If you find yourself immediately thinking, “How in the heck has Blevins stayed around despite all the roster moves this year?” you are not alone. Any baseball fan, whether casual or die-hard, that has seen Blevins pitch knows he has his limitations, perhaps to a level that makes it surprising he is in a postseason contender’s bullpen. Picked up in an April trade as the first response to staunching the bullpen’s early-season bloodletting, Blevins has only thrown 25 13 innings in over four months with Atlanta. (For comparison, both Chad Sobotka and A.J. Minter have thrown more frames, despite being part of the taxi squad between Atlanta and Gwinnett.) However, more often than not, he has gotten the job done when called upon.

Washington Nationals v Atlanta Braves Photo by Todd Kirkland/Getty Images

A big reason for his success is his well-known ability to limit the production of left-handed batters. Blevins has faced 52 left-handers this year, and has allowed seven hits, seven walks, and two earned runs. In terms of single-season marks, Blevins has produced the third-lowest ERA, third-lowest batting average against, and third-lowest wOBA-against measures of his career against left-handers in 2019. While some luck has been involved, Blevins has been exceptionally effective at doing the one job he is meant to do consistently.

As mentioned above, Blevins’ success should come as no surprise. While no one has ever considered him to be dominant in terms of pure “stuff,” Blevins has been one of the most lethal weapons against left-handers in the majors during his career. Blevins has thrown 246 23 innings versus left-handed hitters since 2007, his rookie season. Of the 268 pitchers who have thrown more than 240 innings against left-handed hitters in that time frame. Blevins is 15th in batting average allowed and 10th in wOBA allowed. To show it has not all been luck, Blevins is 23rd with a 3.25 xFIP.

Back on August 12th, with the horrific outcome in Miami still fresh on the minds of many, the Braves welcomed the New York Mets to Atlanta, the hottest team in the majors since the trade deadline. Atlanta shot out to an early lead in the first two games of the series, but the bullpen ran into trouble late in each game. In both games, Michael Conforto stepped to the plate with a chance to tie the game or put the Mets ahead. Both times, the Braves used Blevins to pitch to him. The results were an RBI ground out in the first game and a strikeout to end the second game in a win. Both times, Blevins was able to limit the damage to help secure a Braves victory.

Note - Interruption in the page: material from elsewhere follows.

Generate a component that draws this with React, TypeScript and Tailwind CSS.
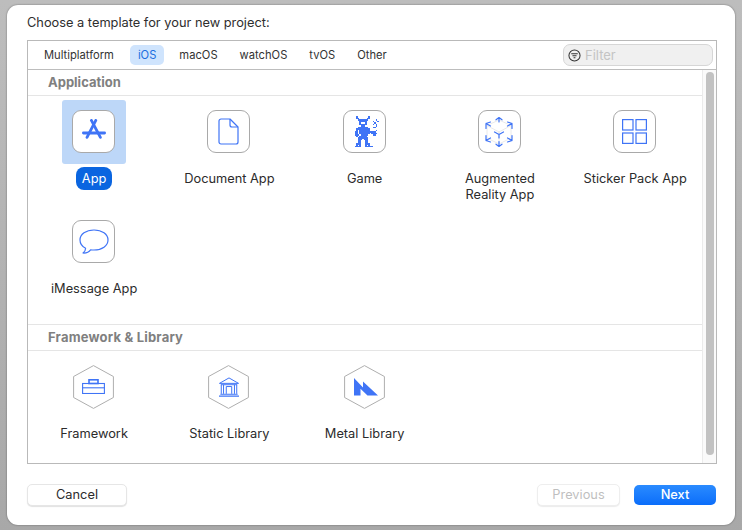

The trend of Blevins’ infrequent but important utilization could continue into September. Atlanta has several games left with the Mets, Nationals and Phillies, including a 14-game stretch against Washington and Philadelphia that likely will decide the playoff hopes of each contender. That means that over the final 33 games in 2019, Atlanta will have to see some familiar faces in Matt Adams, Juan Soto, Bryce Harper, Jeff McNeil, and Conforto. In 10 plate appearances, these five hitters have produced one hit, two walks, and two RBI versus Blevins in 2019. Though Harper has a career OPS above 1.000 versus Blevins in 26 career plate appearances, he has struck out both times he has faced Blevins this year.

The Braves will face some tough roster decisions over the next few weeks as players return from injury, even with the rosters expanding. That means more options will be available for Brian Snitker to use in different situations during many important September games. While the bullpen has certainly been less than reliable far too often this season, Jerry Blevins has done enough to be trusted in (some) important situations. Snitker has trusted his gut using Blevins before, and it has worked out in the Braves’ favor nearly every time. (Blevins has yet to post negative WPA in a game where his average leverage index exceeded 2.00; you have to go all the way down to middling leverages of 1.25 and 1.11 to find outings where Blevins either failed to add any WPA or cost the team WPA.) That type of reliability will need to be present more than ever in September. As a result, the Braves and their fans may once again be thanking the heavens they have Jerry Blevins on multiple occasions before this special season ends.